Mistake #4: Being greedy

by William Bronchick, JD

Mistake #4: Being greedy

Many investors get started flipping properties to other investors, which is a good idea to generate cash reserves. However, you must be realistic about how much profit is in a deal.

If there is a potential for a $20,000 profit in a rehab project, you can't expect to make $10,000 flipping that property to a rehabber. A rehabber has a huge risk embarking in such a project and wants a large enough profit to justify the risk.

For example, if a house needs $10,000 in repairs, and the rehabber investor wants to make at least a $20,000 profit. If you find a deal with $20,000 in profit potential, how could you expect to get $10,000 for flipping the property if the rehab investor is only going to make $10,000?

You should be happy making $2,500 and moving on to the next deal. If you want to make more than $2,500 on such a deal, then you must find and negotiate a better bargain that has more profit potential.


Mistake #5: Treating real estate as anything OTHER than a busine

by William Bronchick, JD

Mistake #5: Treating real estate as anything OTHER than a business.

People are lured to real estate because of the quick buck it promises. Don't hold your breath--you won't get rich quick. An "overnight sensation" usually takes about five years. More than 90% of the people who take a real estate seminar quit after three months.

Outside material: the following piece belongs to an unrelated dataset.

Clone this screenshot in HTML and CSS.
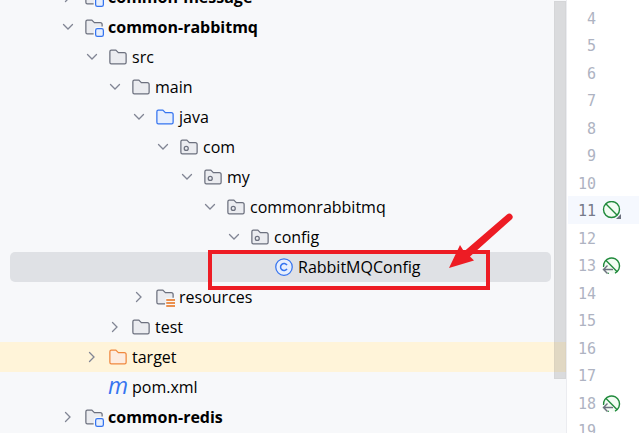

Why the high fallout rate? Lack of action and unrealistic expectations. Investing should be treated with the seriousness of a career. It takes months, even years for a business to cultivate customers and have a life of its own. You need to treat real estate like any other business.

Give yourself at least six months to see if real estate works for you. It may even take a year before you buy your first property. Maybe in the second year you will buy three or four properties. If you work hard at it and keep your eyes and ears open, you may even find your first deal in 30 days. You will not make money by talking or thinking about it; you must go out and take action.